LEWISBURG, W.Va. (AP) — The Latest on flooding that has devastated parts of West Virginia (all times local):
Tetanus vaccines are available to West Virginia residents who have been exposed to floodwaters.
The tetanus bacteria can be contracted through an open cut or wound. The state Department of Health and Human Resources recently suggested the vaccines to residents who are have not received tetanus booster shots in the past 10 years.
The Greenbrier resort says free tetanus vaccines are being administered Tuesday at two locations in White Sulphur Springs.
On the other side of the county, Rainelle Medical Center CEO Kristi Atha-Rader says 600 tetanus vaccines were already given to residents and the hospital has received 600 more.
The Clendenin Volunteer Fire Department says tetanus shots are available at two sites in that Kanawha County community, while the Summersville Regional Medical Center is offering the shots at its clinics in Ansted in Fayette County and Summersville in Nicholas County.
The Federal Emergency Management Agency has opened disaster centers for residents in two flood-ravaged West Virginia counties.
The centers opened Tuesday in Greenbrier and Kanawha counties. They were part of a federal disaster declaration issued last week that also included aid for Nicholas County after floods killed at least 23 people in the state.
FEMA says Greenbrier County residents can apply for federal assistance at the Emmanuel United Methodist Church in White Sulphur Springs. Kanawha County residents can apply at the Crede Warehouse in Charleston.
Procter & Gamble is helping flood-ravaged West Virginia residents wash their clothes.
The company says in a news release that a mobile laundry unit is providing full-service laundry to residents starting Tuesday. The first mobile unit is being set up at Elkview Middle School in Kanawha County.
Residents can bring clothes to the mobile unit to be washed, dried and folded free of charge. Up to 100 loads of laundry per day will be collected from 9 a.m. to 5 p.m. All washable clothing and other items will be accepted with the exception of heavy bedding.
The company says personal care kits will be distributed containing items such as deodorant, toothpaste, shampoo and household cleaning products.
Floods last week killed at least 23 people in West Virginia.
Gov. Earl Ray Tomblin has added seven counties to his request for a federal disaster declaration for flood-ravaged West Virginia. That would bring the number of counties in the request to 51 out of 55 in the state.

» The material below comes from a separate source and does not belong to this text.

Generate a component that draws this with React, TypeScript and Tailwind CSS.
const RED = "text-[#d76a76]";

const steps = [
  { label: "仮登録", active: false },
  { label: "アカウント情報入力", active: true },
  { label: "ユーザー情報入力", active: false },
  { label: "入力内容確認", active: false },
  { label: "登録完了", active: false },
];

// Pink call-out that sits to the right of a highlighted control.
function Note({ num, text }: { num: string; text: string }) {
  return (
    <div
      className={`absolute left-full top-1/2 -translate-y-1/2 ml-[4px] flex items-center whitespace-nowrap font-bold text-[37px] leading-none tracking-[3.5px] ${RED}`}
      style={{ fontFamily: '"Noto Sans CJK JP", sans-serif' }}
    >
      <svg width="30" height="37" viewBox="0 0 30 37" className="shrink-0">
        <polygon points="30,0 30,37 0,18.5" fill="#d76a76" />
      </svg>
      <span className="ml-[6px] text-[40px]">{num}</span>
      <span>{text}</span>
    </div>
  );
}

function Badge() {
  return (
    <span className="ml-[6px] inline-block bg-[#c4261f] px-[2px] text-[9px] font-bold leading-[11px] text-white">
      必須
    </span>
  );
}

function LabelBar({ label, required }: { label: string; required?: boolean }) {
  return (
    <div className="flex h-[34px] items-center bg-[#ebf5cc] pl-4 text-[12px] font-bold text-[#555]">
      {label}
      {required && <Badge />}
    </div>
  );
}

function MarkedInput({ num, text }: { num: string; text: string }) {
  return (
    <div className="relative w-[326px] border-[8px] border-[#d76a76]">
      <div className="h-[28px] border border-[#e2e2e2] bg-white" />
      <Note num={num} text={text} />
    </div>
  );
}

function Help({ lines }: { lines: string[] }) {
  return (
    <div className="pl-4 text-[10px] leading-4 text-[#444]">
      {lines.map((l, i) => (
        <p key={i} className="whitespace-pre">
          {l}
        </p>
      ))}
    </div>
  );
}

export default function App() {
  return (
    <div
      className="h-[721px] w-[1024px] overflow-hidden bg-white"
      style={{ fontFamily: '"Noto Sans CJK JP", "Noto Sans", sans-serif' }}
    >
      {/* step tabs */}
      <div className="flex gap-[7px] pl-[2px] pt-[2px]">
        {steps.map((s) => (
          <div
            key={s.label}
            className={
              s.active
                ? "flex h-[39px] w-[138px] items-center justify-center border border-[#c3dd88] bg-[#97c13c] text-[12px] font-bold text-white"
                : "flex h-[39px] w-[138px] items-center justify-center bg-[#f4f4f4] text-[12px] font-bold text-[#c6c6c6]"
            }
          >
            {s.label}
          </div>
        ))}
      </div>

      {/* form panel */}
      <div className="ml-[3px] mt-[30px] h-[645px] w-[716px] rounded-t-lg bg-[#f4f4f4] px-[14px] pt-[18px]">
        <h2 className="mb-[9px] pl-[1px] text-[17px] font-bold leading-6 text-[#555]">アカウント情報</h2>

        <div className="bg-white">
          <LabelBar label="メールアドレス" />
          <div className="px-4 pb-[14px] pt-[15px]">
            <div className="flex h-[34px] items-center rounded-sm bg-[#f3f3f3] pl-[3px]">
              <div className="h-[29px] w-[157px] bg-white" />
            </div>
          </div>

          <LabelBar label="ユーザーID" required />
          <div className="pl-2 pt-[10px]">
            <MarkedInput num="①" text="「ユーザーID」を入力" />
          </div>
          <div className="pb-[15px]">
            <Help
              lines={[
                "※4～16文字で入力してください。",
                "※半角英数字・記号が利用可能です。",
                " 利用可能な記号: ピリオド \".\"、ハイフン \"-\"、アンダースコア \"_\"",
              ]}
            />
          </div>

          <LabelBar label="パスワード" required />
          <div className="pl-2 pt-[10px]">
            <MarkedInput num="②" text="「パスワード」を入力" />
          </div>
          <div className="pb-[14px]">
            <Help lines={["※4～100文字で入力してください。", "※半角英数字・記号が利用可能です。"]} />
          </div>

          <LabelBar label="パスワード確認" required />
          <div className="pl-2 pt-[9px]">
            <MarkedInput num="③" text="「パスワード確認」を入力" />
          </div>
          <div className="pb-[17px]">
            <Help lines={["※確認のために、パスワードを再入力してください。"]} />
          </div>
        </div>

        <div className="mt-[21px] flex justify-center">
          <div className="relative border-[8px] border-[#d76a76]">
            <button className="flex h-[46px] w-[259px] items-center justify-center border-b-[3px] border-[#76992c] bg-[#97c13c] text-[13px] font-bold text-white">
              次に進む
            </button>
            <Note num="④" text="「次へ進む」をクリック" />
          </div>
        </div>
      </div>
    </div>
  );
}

The counties added by Tomblin in a statement Tuesday are Clay, Fayette, Monroe, Pocahontas, Roane, Summers and Webster.
The three hardest-hit counties — Greenbrier, Kanawha and Nicholas — have already received approval for a federal declaration. Federal Emergency Management Agency crews are working with residents and providing individual assistance.
Those affected can apply for aid online or by phone.

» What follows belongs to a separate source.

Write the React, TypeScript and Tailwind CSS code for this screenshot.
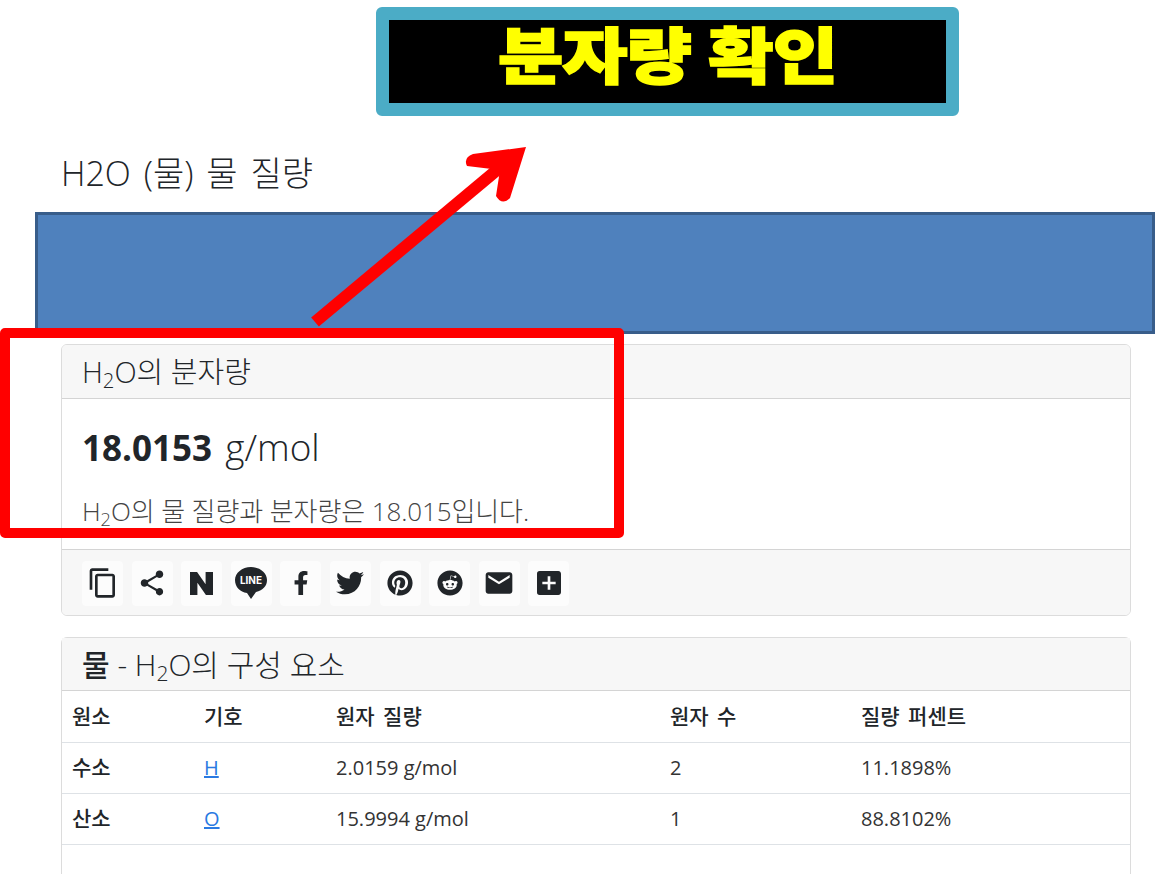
import { MdContentCopy, MdShare, MdEmail, MdAddBox } from "react-icons/md";
import { FaFacebookF, FaTwitter, FaPinterest, FaReddit } from "react-icons/fa";
import { SiNaver } from "react-icons/si";
import type { ReactNode } from "react";

const LineIcon = () => (
  <svg viewBox="0 0 34 38" className="w-[34px] h-[38px]">
    <path d="M17 3C8 3 1 9 1 16c0 7 5 12 12 13l4 6 5-7c7-2 11-6 11-12C33 9 26 3 17 3z" fill="#212529" />
    <text x="17" y="20" textAnchor="middle" fontSize="10" fontWeight="700" fill="#fff" fontFamily="Inter, sans-serif">
      LINE
    </text>
  </svg>
);

const ShareButton = ({ children }: { children: ReactNode }) => (
  <div className="flex h-[45px] w-[41px] items-center justify-center rounded bg-[#fcfcfc] text-[#212529]">
    {children}
  </div>
);

const Sub = () => <sub className="text-[0.7em]">2</sub>;

const rows = [
  { name: "수소", symbol: "H", mass: "2.0159 g/mol", count: "2", percent: "11.1898%" },
  { name: "산소", symbol: "O", mass: "15.9994 g/mol", count: "1", percent: "88.8102%" },
];

export default function App() {
  return (
    <div className="relative h-[874px] overflow-hidden bg-white font-['Open_Sans','Noto_Sans_CJK_KR',sans-serif] text-[#212529]">
      {/* Callout */}
      <div className="ml-[376px] mt-[7px] flex h-[109px] w-[583px] items-center justify-center rounded-md border-[13px] border-[#4bacc6] bg-black pb-[13px]">
        <span className="scale-y-[0.87] text-[71px] font-black leading-none text-[#ffff00] tracking-[-1px] [-webkit-text-stroke:2px_#ffff00]">분자량 확인</span>
      </div>

      <h1 className="ml-[61px] mt-[33px] text-[34px] font-light leading-[48px] [word-spacing:4px]">H2O (물) 물 질량</h1>

      <div className="ml-[35px] mt-[15px] h-[122px] border-[3px] border-[#385d8a] bg-[#4f81bd]" />

      <div className="ml-[61px] mr-[24px] mt-[10px] flex flex-col gap-[21px]">
        {/* Molar mass card */}
        <div className="overflow-hidden rounded-md border border-[#dcdcdc]">
          <div className="flex h-[54px] items-center border-b border-[#d4d4d4] bg-[#f7f7f7] px-[20px] text-[29px] font-light">
            <span>
              H<Sub />O의 분자량
            </span>
          </div>
          <div className="h-[150px] px-[20px] pt-[26px]">
            <p className="text-[35px] leading-[44px]">
              <span className="font-bold">18.0153</span> <span className="ml-[4px] text-[37px] font-light">g/mol</span>
            </p>
            <p className="mt-[23px] text-[26px] font-light leading-[36px] tracking-[-0.1px] text-[#444]">
              H<Sub />O의 물 질량과 분자량은 18.015입니다.
            </p>
          </div>
          <div className="flex h-[66px] items-center gap-[8.6px] border-t border-[#d4d4d4] bg-[#f7f7f7] px-[20px] pt-[1px]">
            <ShareButton>
              <MdContentCopy size={32} />
            </ShareButton>
            <ShareButton>
              <MdShare size={30} />
            </ShareButton>
            <ShareButton>
              <SiNaver size={23} />
            </ShareButton>
            <ShareButton>
              <LineIcon />
            </ShareButton>
            <ShareButton>
              <FaFacebookF size={24} />
            </ShareButton>
            <ShareButton>
              <FaTwitter size={28} />
            </ShareButton>
            <ShareButton>
              <FaPinterest size={26} />
            </ShareButton>
            <ShareButton>
              <FaReddit size={26} />
            </ShareButton>
            <ShareButton>
              <MdEmail size={32} />
            </ShareButton>
            <ShareButton>
              <MdAddBox size={32} />
            </ShareButton>
          </div>
        </div>

        {/* Composition card */}
        <div className="rounded-t-md border border-[#dcdcdc]">
          <div className="flex h-[53px] items-center border-b border-[#d4d4d4] bg-[#f7f7f7] pl-[20px] text-[30px] font-light">
            <span>
              <span className="font-medium">물</span> - H<Sub />O의 구성 요소
            </span>
          </div>
          <table className="w-full table-fixed text-left text-[20px] text-[#333]">
            <colgroup>
              <col className="w-[132px]" />
              <col className="w-[132px]" />
              <col className="w-[334px]" />
              <col className="w-[191px]" />
              <col />
            </colgroup>
            <thead>
              <tr className="h-[51px] border-b border-[#dee2e6] text-[21px] text-[#212529] [word-spacing:3px]">
                <th className="pl-[10px] font-medium">원소</th>
                <th className="pl-[10px] font-medium">기호</th>
                <th className="pl-[10px] font-medium">원자 질량</th>
                <th className="pl-[10px] font-medium">원자 수</th>
                <th className="pl-[10px] font-medium">질량 퍼센트</th>
              </tr>
            </thead>
            <tbody>
              {rows.map((row) => (
                <tr key={row.name} className="h-[51px] border-b border-[#dee2e6]">
                  <th className="pl-[10px] text-[21px] font-medium text-[#212529]">{row.name}</th>
                  <td className="pl-[10px]">
                    <a href="#" className="text-[#2a7ae2] underline">
                      {row.symbol}
                    </a>
                  </td>
                  <td className="pl-[10px]">{row.mass}</td>
                  <td className="pl-[10px]">{row.count}</td>
                  <td className="pl-[10px]">{row.percent}</td>
                </tr>
              ))}
              <tr className="h-[51px]">
                <td colSpan={5} />
              </tr>
            </tbody>
          </table>
        </div>
      </div>

      {/* Red annotation box */}
      <div className="absolute left-0 top-[328px] h-[210px] w-[624px] rounded-[5px] border-[10px] border-[#ff0000]" />

      {/* Red arrow */}
      <svg className="absolute left-0 top-0 h-[874px] w-[1155px]" viewBox="0 0 1155 874" fill="none">
        <path d="M315 322L515 155" stroke="#ff0000" strokeWidth="12" />
        <path d="M526 147L473 154Q463 158 467 166L500 170L496 196Q502 206 510 198Z" fill="#ff0000" />
      </svg>
    </div>
  );
}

Flash flooding last week damaged thousands of homes and businesses and killed 23 people.
Actress Jennifer Garner is urging support for a charity she is involved with that is assisting families following devastating flooding in West Virginia.

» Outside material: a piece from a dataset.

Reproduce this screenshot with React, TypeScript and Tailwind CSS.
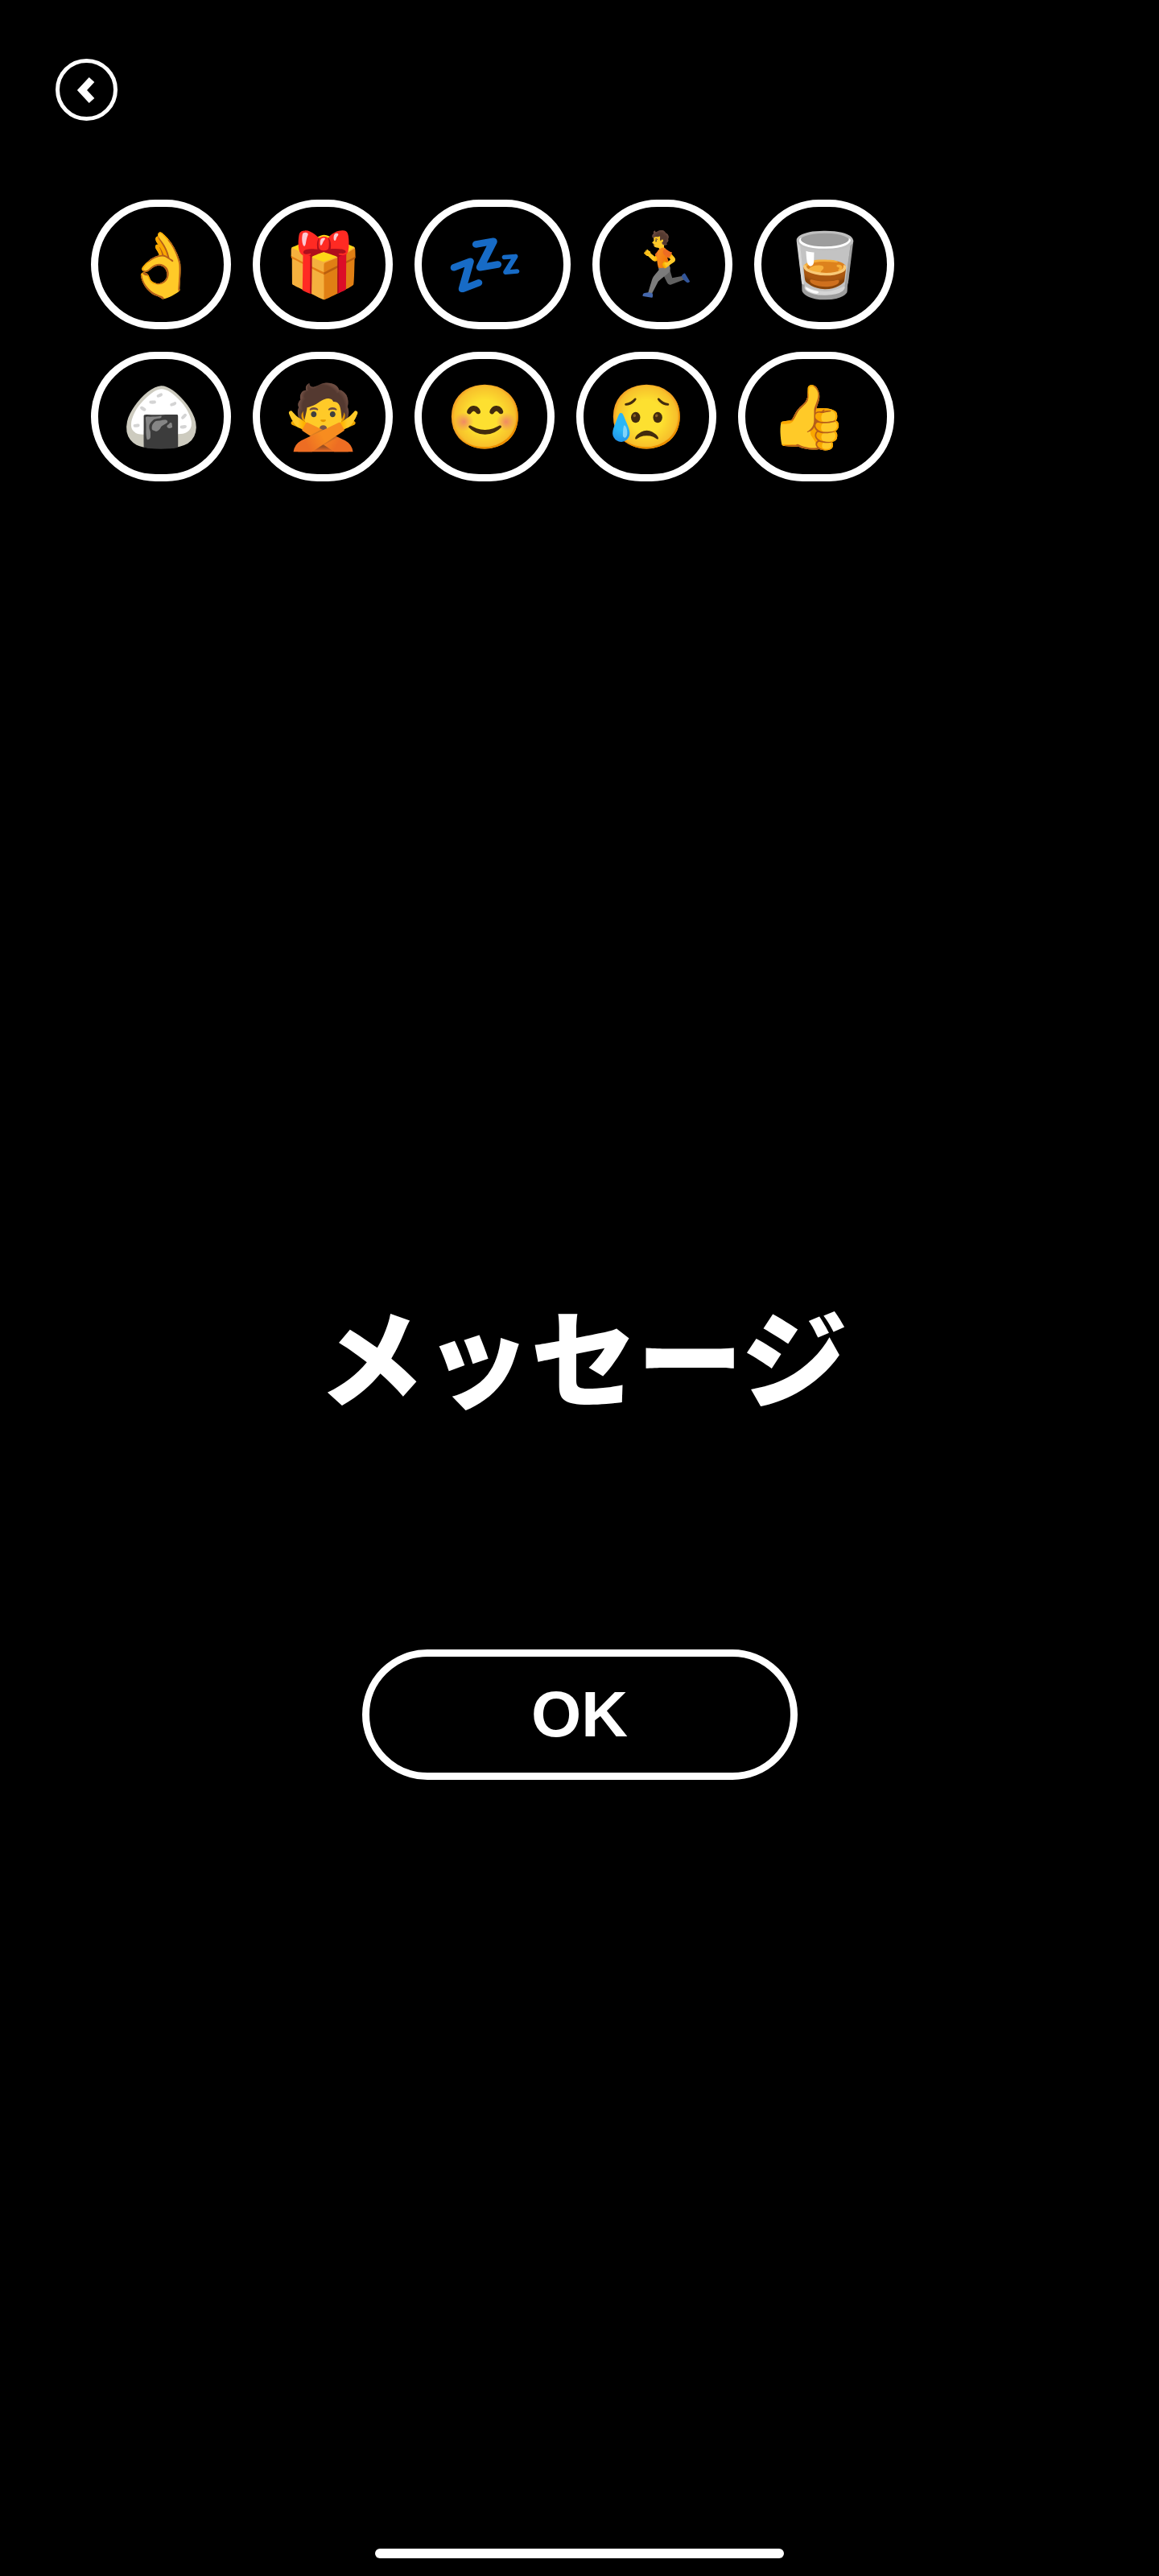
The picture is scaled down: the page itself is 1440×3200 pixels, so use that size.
import React from 'react';

const row1 = [
  { emoji: '👌', w: 'w-[174px]' },
  { emoji: '🎁', w: 'w-[174px]' },
  { emoji: '💤', w: 'w-[194px] pr-[20px]' },
  { emoji: '🏃', w: 'w-[174px]' },
  { emoji: '🥃', w: 'w-[174px]' },
];

const row2 = [
  { emoji: '🍙', w: 'w-[174px]' },
  { emoji: '🙅', w: 'w-[174px]' },
  { emoji: '😊', w: 'w-[174px]' },
  { emoji: '😥', w: 'w-[174px]' },
  { emoji: '👍', w: 'w-[194px] pr-[20px]' },
];

const Chip = ({ emoji, w }: { emoji: string; w: string }) => (
  <div className={`${w} h-[161px] rounded-full border-[9px] border-white flex items-center justify-center text-[78px] leading-none`}>
    {emoji}
  </div>
);

export default function App() {
  return (
    <div className="w-[1440px] h-[3200px] bg-black text-white flex flex-col font-['Liberation_Sans',sans-serif]">
      <div className="pl-[69px] pt-[73px]">
        <button className="w-[77px] h-[77px] rounded-full border-[5px] border-white flex items-center justify-center">
          <svg width="26" height="34" viewBox="0 0 26 34" fill="none">
            <path d="M19 4 L7 17 L19 30" stroke="white" strokeWidth="9" />
          </svg>
        </button>
      </div>
      <div className="pl-[113px] pt-[98px] flex flex-col gap-[28px]">
        <div className="flex gap-[27px]">
          {row1.map((c) => <Chip key={c.emoji} {...c} />)}
        </div>
        <div className="flex gap-[27px]">
          {row2.map((c) => <Chip key={c.emoji} {...c} />)}
        </div>
      </div>
      <h1 className="mt-[1013px] pl-[8px] text-center text-[132px] leading-[140px] font-black font-['Noto_Sans_CJK_JP',sans-serif]">
        メッセージ
      </h1>
      <button className="mt-[298px] mx-auto w-[541px] h-[162px] shrink-0 rounded-full border-[9px] border-white text-[80px] font-bold">
        OK
      </button>
      <div className="mt-[955px] mx-auto w-[508px] h-[12px] shrink-0 rounded-full bg-white" />
    </div>
  );
}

Garner grew up in Charleston and is a member of the Save the Children board of trustees. The group offers early education, literacy, activity and nutrition programs for children.
It partners with local schools to help nearly 2,000 children in West Virginia. Three of the counties it serves have been ravaged by flooding: Roane, Calhoun and Nicholas. Garner says her "heart is breaking" for the state.
The group's West Virginia director, Anna Hardway, says it has been unable to make contact with half of the families in its programs due to flood-related power and phone outages.
Jim Justice, the Democratic nominee for governor of West Virginia, says he will pause his campaign for at least two weeks so he can concentrate on helping flood victims.
Justice says he has started a relief fund called Neighbors Loving Neighbors to help those who lost their homes or other possessions in last week's devastating floods that killed 23 people.
He says "politicking is the last thing that's on my mind," and though his headquarters will remain open, he won't personally campaign.
Thousands of homes and businesses across the mountainous state were damaged or destroyed when up to 9 inches of rain fell in a short span, causing perhaps the worst flooding West Virginia has seen in three decades. More than 400 people are living in shelters statewide.
Like the other business operators on Main Street in Rainelle, Pamela Wallace Arnold is slowly cleaning up from West Virginia's worst flooding in decades. She's also preparing to help bury the dead.
She runs Wallace and Wallace, one of two funeral chapels in this rain-soaked West Virginia town of 1,500 residents. Wallace is doing double duty drying out her business started by her great-great-grandfather in 1926 while planning the funerals of flood victims in the coming days.
Rainelle is in Greenbrier County, where 15 of the state's 23 deaths from last week's devastating floods have occurred.
Where the visitations will be held, not even Wallace knows. She's also not sure whether she can ever reopen at the same location.
She just understands the community needs her.